The California Judicial Council reported about the following mechanisms that courts implemented to help individuals timely pay:

  • Release driver’s license holds or suspensions for Failure to Pay which increases people’s abilities to get or keep jobs, and therefore be able to pay their debts.
  • Conduct Ability to Pay (ATP) determinations, so that people with lower incomes receive a discount on their traffic fines and are therefore able to pay them more easily
  • Use alternative sentences, such as performing community service to resolve citations and clear debt.

Id. at 6.

In addition, San Francisco court officials described their reliance on more frequent “commonsense” collection methods, including working with a vendor to send reminder notices and monthly billing statements, offering accessible payment plans, and providing more information about ability to pay.
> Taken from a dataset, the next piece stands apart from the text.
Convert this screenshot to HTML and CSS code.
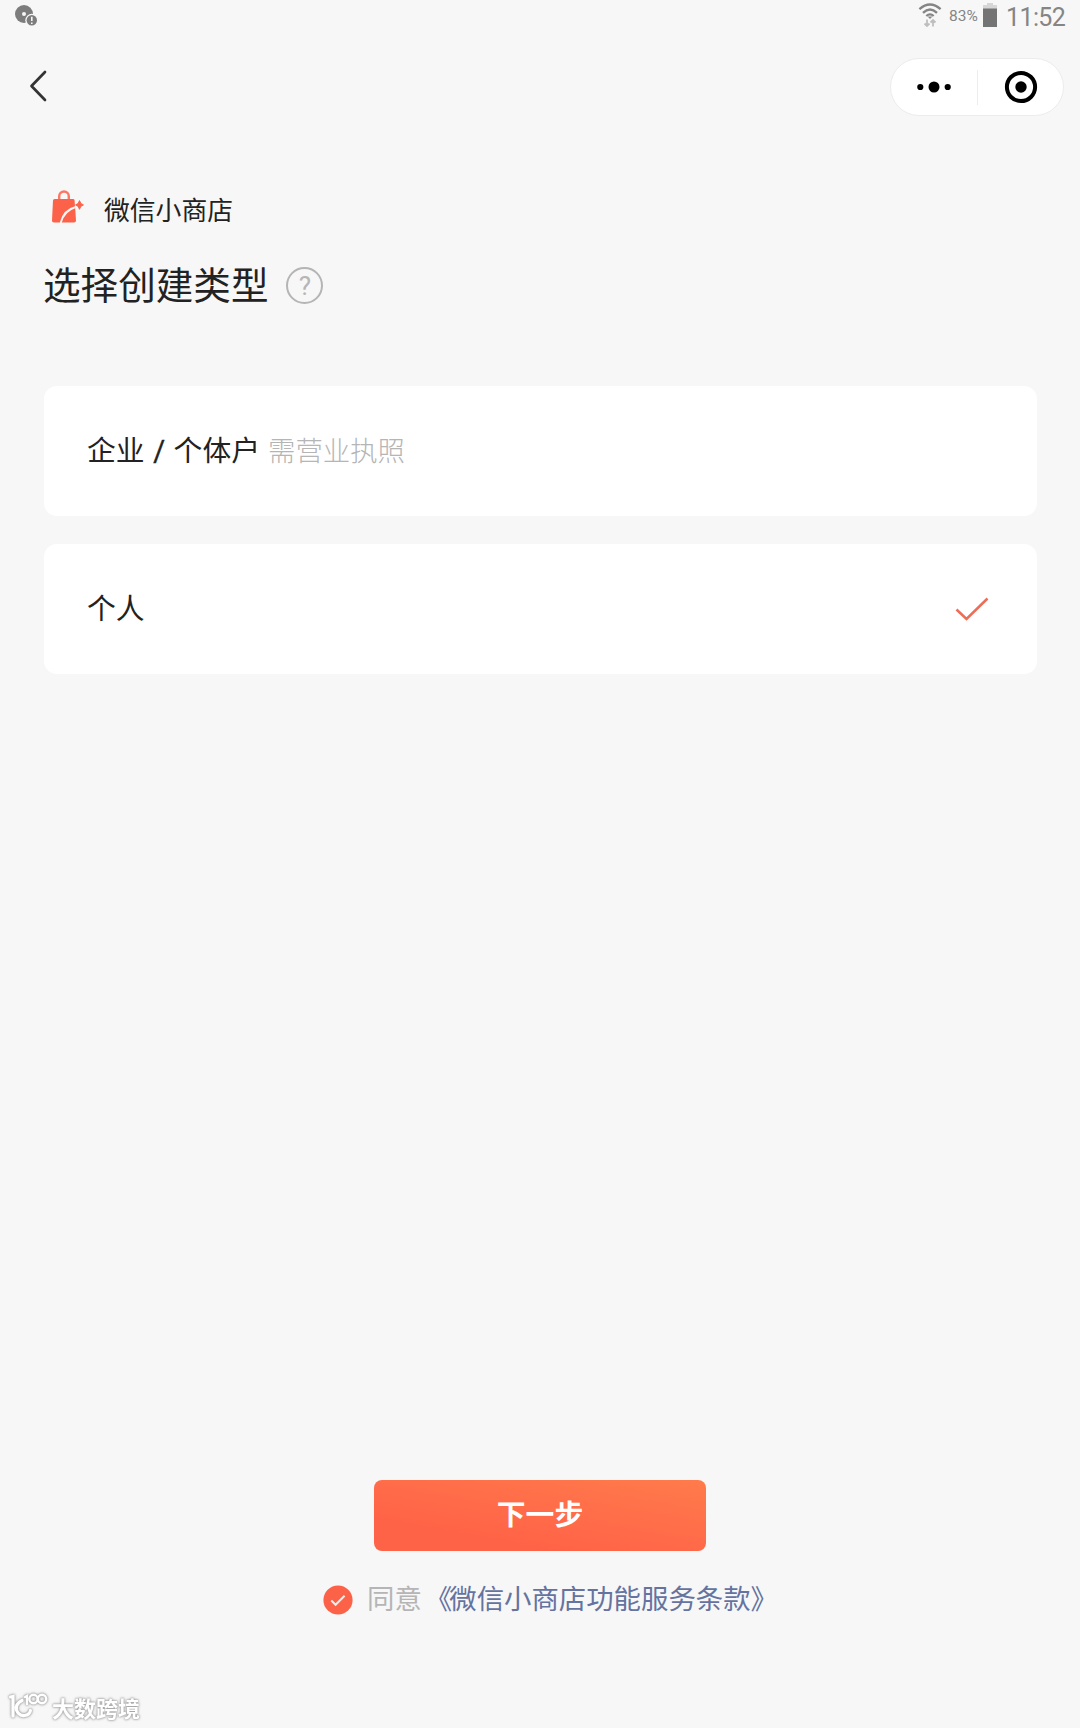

As for incentivizing appearance in court, the California researchers pointed to the findings of a behavioral consulting company and the University of Chicago Crime Lab, which tested the impact of a redesigned court summons form and text message reminders on the rate of failures to appear in New York City. They found that the redesign of the form to make the most relevant information stand out reduced failures to appear by 13 percent. They also found that the most effective reminder messaging reduced failures to appear by 26 percent relative to receiving no messages.

My colleague, Jessica Smith, wrote about the New York City study here, and suggested that North Carolina’s criminal summons form might benefit from a similar overhaul. As for reminder messaging, North Carolina launched in 2018 a court date notification service that allows the public to subscribe to criminal court date notifications and reminders by email or text message.

Crozier and Garrett suggest, among other proposals, that structural solutions such as “facilitating transportation to court or online payment of fines, based on ability to pay,” might be successful in ensuring appearance and increasing compliance.